Search the data for the word "React" and copy every line where it occurs.
● ● ●
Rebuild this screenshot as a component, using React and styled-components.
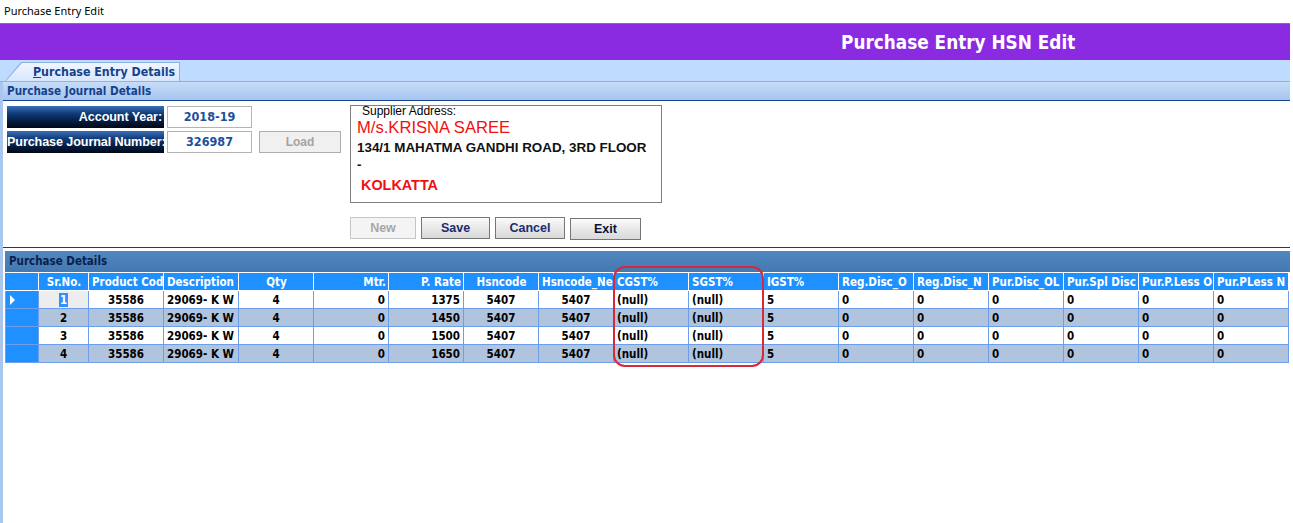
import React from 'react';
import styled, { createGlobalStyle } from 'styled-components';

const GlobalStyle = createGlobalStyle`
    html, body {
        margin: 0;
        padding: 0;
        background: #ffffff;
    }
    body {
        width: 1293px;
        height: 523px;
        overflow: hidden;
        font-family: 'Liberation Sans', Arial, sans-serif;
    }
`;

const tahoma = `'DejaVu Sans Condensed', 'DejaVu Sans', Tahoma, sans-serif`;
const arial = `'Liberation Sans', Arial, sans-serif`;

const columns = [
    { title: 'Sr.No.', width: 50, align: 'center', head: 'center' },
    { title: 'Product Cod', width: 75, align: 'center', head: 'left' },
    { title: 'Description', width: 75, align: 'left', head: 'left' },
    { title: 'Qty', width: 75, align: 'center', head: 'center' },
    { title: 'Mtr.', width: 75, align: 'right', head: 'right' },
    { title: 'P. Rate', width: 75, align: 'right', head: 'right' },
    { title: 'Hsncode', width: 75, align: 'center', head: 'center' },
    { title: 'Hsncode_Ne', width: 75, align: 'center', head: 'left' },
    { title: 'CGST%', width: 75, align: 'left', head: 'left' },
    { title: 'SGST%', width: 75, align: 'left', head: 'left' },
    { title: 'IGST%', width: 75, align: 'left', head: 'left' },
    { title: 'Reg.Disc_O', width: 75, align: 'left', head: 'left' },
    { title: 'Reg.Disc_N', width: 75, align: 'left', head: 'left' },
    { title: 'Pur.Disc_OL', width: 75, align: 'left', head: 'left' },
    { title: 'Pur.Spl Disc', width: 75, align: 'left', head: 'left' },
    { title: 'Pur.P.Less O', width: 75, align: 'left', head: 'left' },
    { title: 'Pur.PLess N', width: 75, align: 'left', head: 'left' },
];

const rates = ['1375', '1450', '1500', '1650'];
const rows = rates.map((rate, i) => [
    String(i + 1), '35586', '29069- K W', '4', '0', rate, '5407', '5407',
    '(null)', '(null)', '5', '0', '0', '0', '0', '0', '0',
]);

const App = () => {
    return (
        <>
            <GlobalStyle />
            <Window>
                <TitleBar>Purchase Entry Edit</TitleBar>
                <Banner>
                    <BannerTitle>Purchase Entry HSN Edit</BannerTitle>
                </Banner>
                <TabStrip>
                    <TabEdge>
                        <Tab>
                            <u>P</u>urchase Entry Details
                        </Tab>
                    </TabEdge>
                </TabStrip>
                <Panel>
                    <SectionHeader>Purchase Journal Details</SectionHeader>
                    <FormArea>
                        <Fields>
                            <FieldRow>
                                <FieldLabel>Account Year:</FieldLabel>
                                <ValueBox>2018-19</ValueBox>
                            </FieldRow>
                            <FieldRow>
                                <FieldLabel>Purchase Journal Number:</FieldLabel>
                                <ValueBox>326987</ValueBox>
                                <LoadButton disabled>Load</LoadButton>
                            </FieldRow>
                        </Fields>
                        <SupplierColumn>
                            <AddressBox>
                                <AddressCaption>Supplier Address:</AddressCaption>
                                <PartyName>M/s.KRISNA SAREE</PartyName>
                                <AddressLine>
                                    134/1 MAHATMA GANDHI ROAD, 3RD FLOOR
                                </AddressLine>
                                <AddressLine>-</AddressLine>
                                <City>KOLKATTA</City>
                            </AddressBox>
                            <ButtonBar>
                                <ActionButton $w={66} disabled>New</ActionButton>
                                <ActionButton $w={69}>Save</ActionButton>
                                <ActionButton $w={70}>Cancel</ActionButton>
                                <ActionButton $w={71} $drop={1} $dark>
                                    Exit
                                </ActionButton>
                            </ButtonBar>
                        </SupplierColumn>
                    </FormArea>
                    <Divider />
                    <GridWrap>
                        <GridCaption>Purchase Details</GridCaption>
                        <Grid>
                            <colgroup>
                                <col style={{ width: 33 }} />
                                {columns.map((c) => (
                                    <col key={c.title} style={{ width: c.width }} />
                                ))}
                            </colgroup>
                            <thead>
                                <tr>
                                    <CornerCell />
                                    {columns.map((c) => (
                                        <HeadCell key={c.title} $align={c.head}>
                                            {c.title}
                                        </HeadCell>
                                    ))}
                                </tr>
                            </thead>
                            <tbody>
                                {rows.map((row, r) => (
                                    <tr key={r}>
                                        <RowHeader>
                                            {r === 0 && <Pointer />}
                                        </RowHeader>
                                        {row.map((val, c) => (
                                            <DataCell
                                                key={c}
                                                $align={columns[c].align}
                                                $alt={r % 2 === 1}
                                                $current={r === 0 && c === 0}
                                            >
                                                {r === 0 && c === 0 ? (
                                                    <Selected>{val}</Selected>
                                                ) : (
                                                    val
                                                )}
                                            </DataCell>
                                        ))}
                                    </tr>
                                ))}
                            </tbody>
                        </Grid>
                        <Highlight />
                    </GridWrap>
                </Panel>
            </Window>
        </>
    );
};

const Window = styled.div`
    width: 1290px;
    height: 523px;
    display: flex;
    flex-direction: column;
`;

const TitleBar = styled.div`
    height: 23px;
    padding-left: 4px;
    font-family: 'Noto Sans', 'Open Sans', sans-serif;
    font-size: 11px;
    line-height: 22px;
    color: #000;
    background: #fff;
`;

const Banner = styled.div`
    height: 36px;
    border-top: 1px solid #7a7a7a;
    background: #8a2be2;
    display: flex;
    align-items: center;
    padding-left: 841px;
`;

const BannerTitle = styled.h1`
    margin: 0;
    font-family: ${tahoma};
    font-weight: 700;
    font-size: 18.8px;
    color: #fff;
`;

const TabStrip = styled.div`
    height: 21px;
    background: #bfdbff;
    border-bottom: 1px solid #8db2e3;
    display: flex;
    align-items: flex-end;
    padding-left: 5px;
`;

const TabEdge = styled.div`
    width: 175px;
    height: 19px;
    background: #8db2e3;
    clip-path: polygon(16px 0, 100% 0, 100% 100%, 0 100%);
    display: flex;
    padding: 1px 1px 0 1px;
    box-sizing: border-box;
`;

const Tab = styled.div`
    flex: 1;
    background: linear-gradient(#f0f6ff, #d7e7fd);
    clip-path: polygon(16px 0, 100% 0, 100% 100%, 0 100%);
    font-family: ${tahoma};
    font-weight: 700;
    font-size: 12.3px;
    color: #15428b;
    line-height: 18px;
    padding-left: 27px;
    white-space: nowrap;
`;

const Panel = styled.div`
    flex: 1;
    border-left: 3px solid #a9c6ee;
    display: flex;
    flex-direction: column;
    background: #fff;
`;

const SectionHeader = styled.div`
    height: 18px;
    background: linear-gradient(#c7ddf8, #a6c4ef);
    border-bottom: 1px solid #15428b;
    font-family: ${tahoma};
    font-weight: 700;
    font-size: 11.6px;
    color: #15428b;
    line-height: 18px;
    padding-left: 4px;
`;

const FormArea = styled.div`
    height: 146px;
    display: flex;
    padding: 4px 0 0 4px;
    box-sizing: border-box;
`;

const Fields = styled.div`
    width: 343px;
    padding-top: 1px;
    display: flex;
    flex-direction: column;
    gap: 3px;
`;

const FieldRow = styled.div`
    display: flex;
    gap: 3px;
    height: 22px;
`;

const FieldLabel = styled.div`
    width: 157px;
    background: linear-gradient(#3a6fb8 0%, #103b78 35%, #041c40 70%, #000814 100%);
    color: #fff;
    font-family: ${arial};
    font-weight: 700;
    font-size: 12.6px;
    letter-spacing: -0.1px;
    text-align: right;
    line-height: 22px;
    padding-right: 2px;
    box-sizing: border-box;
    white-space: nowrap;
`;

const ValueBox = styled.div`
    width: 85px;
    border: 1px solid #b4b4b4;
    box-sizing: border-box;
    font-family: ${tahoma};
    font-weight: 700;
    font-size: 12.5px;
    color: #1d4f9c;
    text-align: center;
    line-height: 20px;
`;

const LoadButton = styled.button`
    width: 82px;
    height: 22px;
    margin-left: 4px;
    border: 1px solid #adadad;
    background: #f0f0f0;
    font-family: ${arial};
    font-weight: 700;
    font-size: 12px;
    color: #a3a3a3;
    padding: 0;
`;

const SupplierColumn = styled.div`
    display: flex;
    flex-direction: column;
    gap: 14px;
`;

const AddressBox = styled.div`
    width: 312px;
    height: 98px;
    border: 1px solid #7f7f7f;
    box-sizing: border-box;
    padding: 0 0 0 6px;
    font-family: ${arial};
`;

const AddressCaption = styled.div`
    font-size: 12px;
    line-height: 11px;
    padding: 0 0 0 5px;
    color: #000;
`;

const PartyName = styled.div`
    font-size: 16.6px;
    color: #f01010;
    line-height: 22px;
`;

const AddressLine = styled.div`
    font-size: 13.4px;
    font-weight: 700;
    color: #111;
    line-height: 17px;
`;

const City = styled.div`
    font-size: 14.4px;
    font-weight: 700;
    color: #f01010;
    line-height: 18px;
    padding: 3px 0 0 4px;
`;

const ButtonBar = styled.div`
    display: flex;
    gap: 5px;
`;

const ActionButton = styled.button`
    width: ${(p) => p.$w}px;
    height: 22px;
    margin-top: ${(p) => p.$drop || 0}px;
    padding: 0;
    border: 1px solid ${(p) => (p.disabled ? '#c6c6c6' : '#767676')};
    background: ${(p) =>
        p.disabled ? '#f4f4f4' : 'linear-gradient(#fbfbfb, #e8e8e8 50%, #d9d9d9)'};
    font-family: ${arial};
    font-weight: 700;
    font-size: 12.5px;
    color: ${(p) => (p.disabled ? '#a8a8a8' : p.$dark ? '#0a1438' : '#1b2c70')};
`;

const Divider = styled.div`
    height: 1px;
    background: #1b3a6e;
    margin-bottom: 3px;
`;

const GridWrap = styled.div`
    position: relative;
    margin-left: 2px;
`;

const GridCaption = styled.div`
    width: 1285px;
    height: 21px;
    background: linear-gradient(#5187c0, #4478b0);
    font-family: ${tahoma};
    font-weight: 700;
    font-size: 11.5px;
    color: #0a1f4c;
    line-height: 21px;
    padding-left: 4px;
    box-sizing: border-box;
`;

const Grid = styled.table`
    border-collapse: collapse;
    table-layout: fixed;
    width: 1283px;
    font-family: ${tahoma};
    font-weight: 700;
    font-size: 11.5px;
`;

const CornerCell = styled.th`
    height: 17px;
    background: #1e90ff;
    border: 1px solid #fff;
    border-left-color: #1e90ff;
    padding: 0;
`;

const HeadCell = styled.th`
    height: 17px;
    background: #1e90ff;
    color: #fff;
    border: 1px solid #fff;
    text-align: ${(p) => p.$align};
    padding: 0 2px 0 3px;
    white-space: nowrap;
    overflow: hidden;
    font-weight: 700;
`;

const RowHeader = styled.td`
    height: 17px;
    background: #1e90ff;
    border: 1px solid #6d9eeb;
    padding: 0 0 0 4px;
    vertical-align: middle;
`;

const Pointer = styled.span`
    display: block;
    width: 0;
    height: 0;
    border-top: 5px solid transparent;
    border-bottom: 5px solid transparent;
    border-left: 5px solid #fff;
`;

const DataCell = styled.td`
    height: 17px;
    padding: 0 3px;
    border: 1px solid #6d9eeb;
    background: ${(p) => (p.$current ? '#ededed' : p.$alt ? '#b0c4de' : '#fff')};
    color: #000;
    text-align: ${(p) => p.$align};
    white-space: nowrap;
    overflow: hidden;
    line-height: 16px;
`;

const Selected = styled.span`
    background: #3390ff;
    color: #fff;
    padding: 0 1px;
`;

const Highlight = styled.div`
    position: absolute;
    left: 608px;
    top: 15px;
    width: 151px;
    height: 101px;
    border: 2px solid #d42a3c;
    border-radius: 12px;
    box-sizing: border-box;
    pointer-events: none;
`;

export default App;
● ● ●
EXPECTED ANSWER:
Rebuild this screenshot as a component, using React and styled-components.
import React from 'react';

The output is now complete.